Ulos adalah kain tenun khas Batak berbentuk selendang. Benda sakral
ini merupakan simbol restu, kasih sayang dan persatuan, sesuai dengan
pepatah Batak yang berbunyi: “Ijuk pangihot ni hodong, Ulos pangihot ni
holong”, yang artinya jika ijuk adalah pengikat pelepah pada batangnya
maka ulos adalah pengikat kasih sayang antara sesama.
Secara harfiah, ulos berarti selimut yang menghangatkan tubuh dan
melindunginya dari terpaan udara dingin. Menurut kepercayaan leluhur
suku Batak ada tiga sumber yang memberi panas kepada manusia, yaitu
matahari, api dan ulos. Dari ketiga sumber kehangatan tersebut ulos
dianggap paling nyaman dan akrab dengan kehidupan sehari-hari.
Dahulu nenek moyang suku Batak adalah manusia-manusia gunung,
demikian sebutan yang disematkan sejarah pada mereka. Hal ini disebabkan
kebiasaan mereka tinggal dan berladang di kawasan pegunungan. Dengan
mendiami dataran tinggi berarti mereka harus siap berperang melawan
dinginnya cuaca yang menusuk tulang. Dari sinilah sejarah ulos bermula.

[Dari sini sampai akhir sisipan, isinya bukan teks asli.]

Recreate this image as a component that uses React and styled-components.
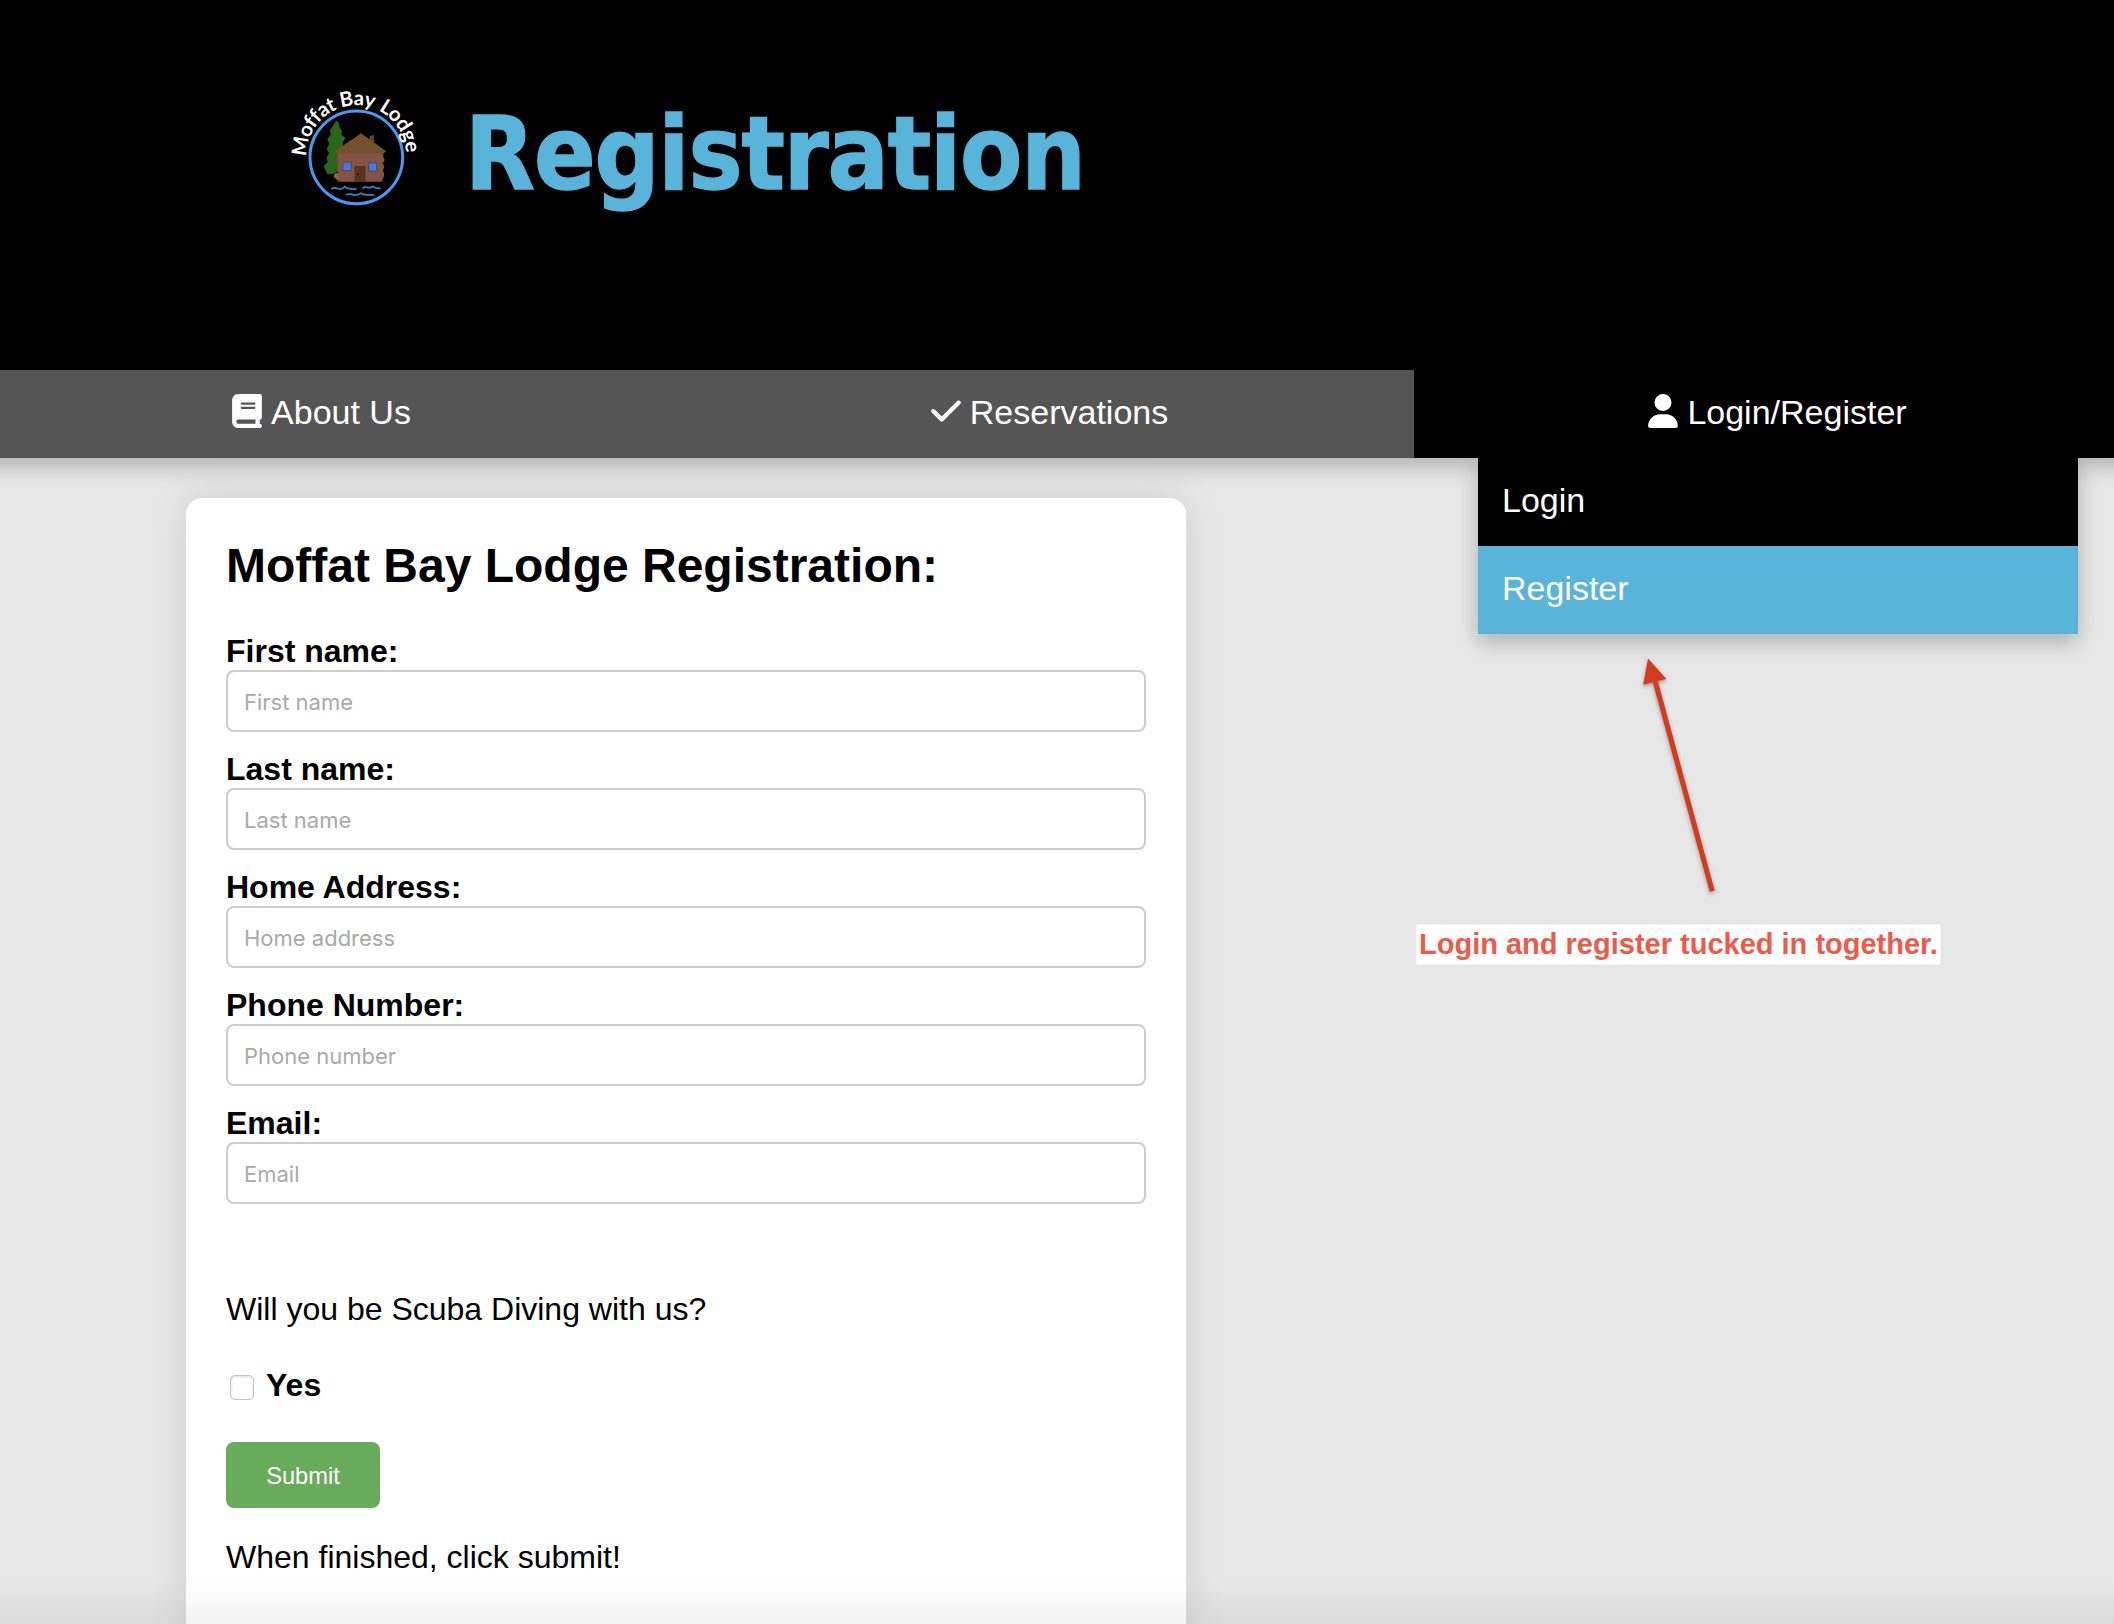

Pada awalnya nenek moyang mereka mengandalkan sinar matahari dan api
sebagai tameng melawan rasa dingin. Masalah kecil timbul ketika mereka
menyadari bahwa matahari tidak bisa diperintah sesuai dengan keinginan
manusia. Pada siang hari awan dan mendung sering kali bersikap tidak
bersahabat. Sedang pada malam hari rasa dingin semakin menjadi-jadi dan
api sebagai pilihan kedua ternyata tidak begitu praktis digunakan waktu
tidur karena resikonya tinggi. Al hajatu ummul ikhtira’at, karena
dipaksa oleh kebutuhan yang mendesak akhirnya nenek moyang mereka
berpikir keras mencari alternatif lain yang lebih praktis. Maka lahirlah
ulos sebagai produk budaya asli suku Batak.